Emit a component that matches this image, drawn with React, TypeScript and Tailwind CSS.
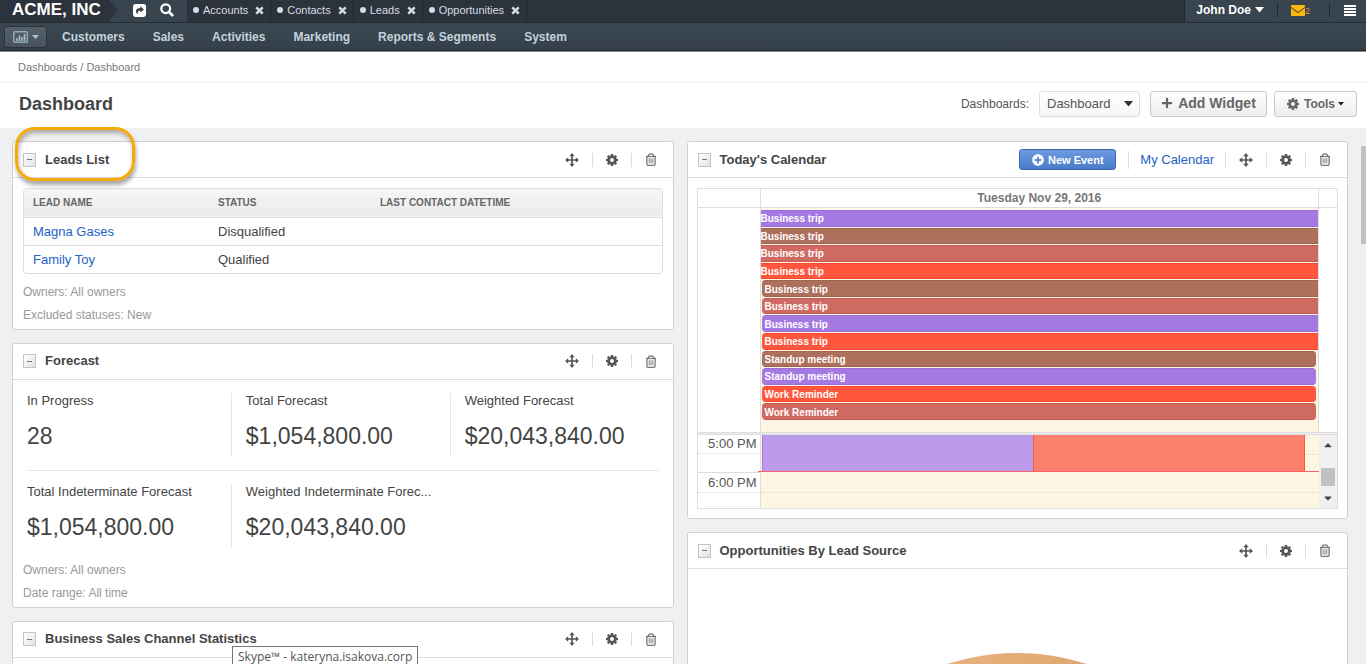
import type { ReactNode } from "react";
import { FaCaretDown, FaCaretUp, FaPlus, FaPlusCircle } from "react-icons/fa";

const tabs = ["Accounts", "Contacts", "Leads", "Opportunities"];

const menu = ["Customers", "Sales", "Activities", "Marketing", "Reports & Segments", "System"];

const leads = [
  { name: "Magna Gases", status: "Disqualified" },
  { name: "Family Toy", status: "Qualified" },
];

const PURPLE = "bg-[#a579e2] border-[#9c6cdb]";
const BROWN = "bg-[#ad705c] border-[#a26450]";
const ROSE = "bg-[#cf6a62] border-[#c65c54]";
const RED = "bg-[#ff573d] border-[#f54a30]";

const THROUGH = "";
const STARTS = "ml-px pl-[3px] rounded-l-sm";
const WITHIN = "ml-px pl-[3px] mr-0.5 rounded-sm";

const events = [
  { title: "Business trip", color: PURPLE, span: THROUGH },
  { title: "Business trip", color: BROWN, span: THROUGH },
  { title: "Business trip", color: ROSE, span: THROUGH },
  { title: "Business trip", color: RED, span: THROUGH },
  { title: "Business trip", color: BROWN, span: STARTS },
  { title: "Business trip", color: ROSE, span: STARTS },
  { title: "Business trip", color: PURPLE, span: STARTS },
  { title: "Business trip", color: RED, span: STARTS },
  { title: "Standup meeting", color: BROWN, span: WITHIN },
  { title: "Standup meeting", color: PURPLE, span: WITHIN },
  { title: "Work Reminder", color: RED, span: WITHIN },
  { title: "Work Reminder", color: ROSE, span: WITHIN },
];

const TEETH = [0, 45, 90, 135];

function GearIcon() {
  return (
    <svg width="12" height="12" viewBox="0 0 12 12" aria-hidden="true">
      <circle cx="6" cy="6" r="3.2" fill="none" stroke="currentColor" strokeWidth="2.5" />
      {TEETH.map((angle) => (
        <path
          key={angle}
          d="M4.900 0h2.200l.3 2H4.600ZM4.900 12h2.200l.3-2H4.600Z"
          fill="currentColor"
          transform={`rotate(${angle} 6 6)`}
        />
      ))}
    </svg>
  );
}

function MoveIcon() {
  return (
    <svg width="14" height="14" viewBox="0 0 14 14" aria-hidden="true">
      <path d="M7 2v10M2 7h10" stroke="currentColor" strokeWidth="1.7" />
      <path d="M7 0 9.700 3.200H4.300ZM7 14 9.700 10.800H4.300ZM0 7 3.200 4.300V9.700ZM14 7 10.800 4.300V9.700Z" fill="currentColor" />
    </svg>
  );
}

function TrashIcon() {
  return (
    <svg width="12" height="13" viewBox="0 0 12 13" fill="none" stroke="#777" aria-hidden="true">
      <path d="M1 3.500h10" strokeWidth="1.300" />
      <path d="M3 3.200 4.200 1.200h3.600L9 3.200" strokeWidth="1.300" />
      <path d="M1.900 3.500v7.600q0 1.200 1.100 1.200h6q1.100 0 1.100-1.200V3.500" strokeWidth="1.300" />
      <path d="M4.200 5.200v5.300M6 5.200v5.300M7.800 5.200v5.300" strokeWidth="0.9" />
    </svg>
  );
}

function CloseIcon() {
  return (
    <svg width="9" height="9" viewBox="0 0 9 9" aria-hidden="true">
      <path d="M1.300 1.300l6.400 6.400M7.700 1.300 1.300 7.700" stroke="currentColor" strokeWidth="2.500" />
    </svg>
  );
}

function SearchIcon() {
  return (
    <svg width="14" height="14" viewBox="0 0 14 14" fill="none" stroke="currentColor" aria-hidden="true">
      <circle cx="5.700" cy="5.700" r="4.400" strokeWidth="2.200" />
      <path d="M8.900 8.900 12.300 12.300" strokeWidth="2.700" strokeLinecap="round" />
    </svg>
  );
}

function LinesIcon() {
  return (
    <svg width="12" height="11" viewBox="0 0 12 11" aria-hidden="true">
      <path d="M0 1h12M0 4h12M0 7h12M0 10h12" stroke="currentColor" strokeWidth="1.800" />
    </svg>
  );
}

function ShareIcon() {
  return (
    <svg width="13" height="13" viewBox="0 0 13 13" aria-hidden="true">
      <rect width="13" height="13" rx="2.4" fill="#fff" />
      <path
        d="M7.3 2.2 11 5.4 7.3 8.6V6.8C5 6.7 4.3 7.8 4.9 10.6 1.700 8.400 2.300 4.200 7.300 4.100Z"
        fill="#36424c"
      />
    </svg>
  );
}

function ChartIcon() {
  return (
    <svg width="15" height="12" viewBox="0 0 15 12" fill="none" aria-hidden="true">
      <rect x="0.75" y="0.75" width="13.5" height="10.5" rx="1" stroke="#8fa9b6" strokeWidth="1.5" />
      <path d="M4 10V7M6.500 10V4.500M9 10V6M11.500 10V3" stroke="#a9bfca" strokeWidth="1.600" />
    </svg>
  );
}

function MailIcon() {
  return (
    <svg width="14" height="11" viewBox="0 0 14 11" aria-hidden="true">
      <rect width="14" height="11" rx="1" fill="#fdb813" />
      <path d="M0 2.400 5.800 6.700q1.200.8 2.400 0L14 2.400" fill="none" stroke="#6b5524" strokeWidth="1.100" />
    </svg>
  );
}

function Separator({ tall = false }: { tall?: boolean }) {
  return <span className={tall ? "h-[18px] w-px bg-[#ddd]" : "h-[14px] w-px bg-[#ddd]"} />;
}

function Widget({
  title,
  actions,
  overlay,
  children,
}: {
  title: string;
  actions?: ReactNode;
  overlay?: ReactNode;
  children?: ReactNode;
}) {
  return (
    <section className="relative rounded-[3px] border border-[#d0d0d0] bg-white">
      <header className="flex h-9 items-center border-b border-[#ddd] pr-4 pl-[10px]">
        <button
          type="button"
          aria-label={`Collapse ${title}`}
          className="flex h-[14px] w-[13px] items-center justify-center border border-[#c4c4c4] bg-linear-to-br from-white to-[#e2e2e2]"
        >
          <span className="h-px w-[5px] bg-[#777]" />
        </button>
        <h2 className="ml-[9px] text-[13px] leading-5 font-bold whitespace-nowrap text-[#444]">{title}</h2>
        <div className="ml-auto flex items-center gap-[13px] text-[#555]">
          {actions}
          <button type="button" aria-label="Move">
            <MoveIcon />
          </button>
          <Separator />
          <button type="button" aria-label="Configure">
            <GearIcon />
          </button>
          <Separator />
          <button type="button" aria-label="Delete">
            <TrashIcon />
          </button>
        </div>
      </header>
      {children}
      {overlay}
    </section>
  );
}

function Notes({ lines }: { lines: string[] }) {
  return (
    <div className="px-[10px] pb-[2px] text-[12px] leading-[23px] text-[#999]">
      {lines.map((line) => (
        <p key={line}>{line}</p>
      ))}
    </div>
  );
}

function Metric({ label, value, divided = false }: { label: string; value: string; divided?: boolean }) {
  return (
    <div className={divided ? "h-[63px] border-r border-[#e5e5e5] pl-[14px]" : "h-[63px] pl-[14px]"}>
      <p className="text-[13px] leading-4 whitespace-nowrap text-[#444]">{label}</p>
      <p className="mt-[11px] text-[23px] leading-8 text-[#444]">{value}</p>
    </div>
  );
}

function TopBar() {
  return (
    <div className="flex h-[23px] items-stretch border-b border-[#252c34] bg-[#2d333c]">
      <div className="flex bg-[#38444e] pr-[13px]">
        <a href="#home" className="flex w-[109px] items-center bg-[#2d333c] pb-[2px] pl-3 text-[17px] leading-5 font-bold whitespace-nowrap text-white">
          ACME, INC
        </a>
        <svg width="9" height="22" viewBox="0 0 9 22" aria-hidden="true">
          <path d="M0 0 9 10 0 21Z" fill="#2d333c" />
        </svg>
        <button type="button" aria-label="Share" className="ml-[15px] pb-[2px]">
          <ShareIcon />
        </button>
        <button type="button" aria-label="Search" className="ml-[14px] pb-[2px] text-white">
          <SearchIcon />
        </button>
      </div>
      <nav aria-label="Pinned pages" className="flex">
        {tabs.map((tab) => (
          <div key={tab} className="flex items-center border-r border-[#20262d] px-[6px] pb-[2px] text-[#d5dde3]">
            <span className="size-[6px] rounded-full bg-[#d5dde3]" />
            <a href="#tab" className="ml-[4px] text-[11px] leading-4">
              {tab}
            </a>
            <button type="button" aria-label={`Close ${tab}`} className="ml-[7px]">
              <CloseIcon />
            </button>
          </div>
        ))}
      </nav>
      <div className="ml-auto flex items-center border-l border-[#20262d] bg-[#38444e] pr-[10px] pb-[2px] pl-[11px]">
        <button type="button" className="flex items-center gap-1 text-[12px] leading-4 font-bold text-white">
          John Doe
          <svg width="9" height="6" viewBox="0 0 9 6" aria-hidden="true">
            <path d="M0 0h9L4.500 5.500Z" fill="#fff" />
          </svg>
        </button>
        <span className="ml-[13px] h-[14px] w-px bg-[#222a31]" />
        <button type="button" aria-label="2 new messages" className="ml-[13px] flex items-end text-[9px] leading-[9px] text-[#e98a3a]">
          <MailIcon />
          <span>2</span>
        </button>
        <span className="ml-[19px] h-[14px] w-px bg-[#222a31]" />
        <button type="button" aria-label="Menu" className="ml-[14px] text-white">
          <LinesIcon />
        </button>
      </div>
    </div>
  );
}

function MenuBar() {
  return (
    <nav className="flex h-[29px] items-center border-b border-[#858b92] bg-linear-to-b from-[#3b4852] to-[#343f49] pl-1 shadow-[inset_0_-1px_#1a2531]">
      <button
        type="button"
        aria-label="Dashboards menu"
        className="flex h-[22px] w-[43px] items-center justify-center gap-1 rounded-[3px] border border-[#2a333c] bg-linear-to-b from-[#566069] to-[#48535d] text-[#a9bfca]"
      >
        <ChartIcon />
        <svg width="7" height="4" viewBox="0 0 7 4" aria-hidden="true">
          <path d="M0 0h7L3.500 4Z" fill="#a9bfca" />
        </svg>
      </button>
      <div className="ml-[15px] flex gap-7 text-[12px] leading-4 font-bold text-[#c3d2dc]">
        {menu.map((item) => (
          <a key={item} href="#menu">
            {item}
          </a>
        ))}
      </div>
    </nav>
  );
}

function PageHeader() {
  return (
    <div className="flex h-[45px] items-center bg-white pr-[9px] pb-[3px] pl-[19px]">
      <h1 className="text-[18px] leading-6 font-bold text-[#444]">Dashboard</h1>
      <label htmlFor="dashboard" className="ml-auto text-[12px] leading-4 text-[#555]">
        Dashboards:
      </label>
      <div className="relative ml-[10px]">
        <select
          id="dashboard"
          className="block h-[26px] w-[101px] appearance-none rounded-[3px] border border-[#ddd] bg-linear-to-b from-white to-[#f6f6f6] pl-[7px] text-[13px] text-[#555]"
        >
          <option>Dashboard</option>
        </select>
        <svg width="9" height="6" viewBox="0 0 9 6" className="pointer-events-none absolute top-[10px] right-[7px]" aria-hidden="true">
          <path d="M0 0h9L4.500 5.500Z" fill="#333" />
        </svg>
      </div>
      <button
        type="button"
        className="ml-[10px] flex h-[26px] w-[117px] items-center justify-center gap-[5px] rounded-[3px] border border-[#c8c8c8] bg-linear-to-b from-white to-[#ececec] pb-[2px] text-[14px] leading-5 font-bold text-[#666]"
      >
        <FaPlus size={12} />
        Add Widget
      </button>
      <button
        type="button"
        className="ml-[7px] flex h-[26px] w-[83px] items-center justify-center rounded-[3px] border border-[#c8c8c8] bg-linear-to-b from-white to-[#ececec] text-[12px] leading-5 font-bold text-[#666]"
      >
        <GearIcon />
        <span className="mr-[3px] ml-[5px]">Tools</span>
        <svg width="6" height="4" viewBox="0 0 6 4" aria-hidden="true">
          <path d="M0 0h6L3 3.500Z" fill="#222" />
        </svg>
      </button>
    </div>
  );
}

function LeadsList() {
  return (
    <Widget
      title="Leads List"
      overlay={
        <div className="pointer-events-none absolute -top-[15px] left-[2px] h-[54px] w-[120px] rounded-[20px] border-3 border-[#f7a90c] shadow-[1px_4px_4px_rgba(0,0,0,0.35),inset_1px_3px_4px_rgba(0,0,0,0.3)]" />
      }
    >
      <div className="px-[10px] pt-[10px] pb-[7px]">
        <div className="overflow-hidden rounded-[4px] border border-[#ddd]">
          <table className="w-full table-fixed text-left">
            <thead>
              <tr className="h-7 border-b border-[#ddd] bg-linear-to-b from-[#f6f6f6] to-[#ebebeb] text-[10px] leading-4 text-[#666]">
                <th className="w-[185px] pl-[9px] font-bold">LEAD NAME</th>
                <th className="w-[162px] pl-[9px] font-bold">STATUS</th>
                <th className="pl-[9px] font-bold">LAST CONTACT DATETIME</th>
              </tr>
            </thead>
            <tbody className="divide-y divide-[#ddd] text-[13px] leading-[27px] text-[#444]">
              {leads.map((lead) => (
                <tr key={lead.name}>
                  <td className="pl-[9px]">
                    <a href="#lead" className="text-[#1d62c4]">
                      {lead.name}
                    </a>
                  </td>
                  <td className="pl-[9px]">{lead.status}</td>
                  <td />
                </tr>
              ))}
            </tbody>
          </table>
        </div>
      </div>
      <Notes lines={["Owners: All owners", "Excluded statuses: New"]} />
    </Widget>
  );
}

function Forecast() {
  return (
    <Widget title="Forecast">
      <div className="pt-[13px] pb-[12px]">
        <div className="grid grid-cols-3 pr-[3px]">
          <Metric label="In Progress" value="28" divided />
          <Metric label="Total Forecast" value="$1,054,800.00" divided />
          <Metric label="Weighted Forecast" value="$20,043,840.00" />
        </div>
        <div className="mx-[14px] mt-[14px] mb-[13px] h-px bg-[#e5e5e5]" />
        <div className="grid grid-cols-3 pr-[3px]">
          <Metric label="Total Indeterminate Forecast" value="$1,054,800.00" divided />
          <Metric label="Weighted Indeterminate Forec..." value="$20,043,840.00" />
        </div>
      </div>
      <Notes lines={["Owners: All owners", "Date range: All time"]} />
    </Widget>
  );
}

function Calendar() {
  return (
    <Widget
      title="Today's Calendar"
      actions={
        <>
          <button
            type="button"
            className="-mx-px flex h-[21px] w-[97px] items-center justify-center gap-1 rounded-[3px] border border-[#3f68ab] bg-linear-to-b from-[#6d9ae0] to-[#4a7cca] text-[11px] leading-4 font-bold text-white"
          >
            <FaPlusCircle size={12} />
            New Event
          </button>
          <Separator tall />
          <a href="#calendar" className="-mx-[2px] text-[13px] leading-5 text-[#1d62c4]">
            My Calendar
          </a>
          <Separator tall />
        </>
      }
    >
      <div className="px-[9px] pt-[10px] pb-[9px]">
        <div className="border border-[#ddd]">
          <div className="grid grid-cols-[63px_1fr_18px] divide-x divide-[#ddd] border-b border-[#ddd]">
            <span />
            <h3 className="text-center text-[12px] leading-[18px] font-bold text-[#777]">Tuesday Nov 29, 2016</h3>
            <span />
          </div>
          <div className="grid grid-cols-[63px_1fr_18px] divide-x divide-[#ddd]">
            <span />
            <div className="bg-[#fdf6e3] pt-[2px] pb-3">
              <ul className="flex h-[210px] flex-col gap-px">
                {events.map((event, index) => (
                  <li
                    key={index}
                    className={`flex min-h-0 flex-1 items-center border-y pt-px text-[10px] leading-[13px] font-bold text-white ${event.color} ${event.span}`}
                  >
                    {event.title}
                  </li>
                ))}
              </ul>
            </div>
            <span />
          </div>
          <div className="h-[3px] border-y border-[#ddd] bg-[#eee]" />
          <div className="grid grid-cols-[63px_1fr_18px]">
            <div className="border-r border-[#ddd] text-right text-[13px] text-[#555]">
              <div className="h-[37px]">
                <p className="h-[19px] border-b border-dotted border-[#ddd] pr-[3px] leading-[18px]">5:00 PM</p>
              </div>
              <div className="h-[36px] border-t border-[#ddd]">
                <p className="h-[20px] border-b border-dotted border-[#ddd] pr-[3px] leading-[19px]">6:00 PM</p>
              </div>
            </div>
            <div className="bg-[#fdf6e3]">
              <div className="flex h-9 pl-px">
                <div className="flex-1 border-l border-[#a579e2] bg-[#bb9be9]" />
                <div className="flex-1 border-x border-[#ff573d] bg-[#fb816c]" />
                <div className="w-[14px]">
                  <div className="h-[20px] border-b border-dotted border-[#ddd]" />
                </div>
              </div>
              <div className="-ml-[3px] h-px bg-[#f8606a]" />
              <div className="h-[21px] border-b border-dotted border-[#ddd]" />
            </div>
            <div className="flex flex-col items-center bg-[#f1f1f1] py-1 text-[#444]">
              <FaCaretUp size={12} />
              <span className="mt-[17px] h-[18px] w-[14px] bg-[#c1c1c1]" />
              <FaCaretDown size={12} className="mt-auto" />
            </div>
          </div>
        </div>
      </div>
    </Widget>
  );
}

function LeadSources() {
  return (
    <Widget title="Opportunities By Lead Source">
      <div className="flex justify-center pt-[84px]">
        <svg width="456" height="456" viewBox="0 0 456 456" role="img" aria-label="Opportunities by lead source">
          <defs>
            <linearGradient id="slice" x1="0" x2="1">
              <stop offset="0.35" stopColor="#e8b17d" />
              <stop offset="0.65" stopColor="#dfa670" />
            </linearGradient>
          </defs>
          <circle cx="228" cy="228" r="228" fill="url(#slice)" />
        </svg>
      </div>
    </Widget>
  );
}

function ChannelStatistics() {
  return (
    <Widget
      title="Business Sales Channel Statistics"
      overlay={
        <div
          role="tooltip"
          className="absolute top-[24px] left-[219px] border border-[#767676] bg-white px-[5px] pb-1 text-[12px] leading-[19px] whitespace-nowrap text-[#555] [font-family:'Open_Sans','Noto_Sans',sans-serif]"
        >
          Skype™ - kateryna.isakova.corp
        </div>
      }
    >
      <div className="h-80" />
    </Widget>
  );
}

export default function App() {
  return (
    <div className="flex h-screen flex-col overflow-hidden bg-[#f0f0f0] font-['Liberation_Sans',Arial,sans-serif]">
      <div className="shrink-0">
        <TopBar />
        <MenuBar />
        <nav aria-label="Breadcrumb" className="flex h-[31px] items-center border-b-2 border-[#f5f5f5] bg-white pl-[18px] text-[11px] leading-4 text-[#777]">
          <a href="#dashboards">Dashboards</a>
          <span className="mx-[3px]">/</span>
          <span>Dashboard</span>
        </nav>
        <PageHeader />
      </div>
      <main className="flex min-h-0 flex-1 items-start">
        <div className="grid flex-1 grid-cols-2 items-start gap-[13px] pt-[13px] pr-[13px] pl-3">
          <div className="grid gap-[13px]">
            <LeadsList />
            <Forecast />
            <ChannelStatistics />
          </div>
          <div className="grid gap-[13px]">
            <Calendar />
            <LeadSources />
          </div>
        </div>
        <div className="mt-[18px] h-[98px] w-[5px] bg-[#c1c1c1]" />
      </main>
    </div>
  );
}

· · ·

Task objective – Repeat the listing above from its first line through the line that contains "FaCaretUp, FaPlus, FaPlusCircle", both included, and nothing more. Drop the pictures.

Answer to this task –
Emit a component that matches this image, drawn with React, TypeScript and Tailwind CSS.
import type { ReactNode } from "react";
import { FaCaretDown, FaCaretUp, FaPlus, FaPlusCircle } from "react-icons/fa";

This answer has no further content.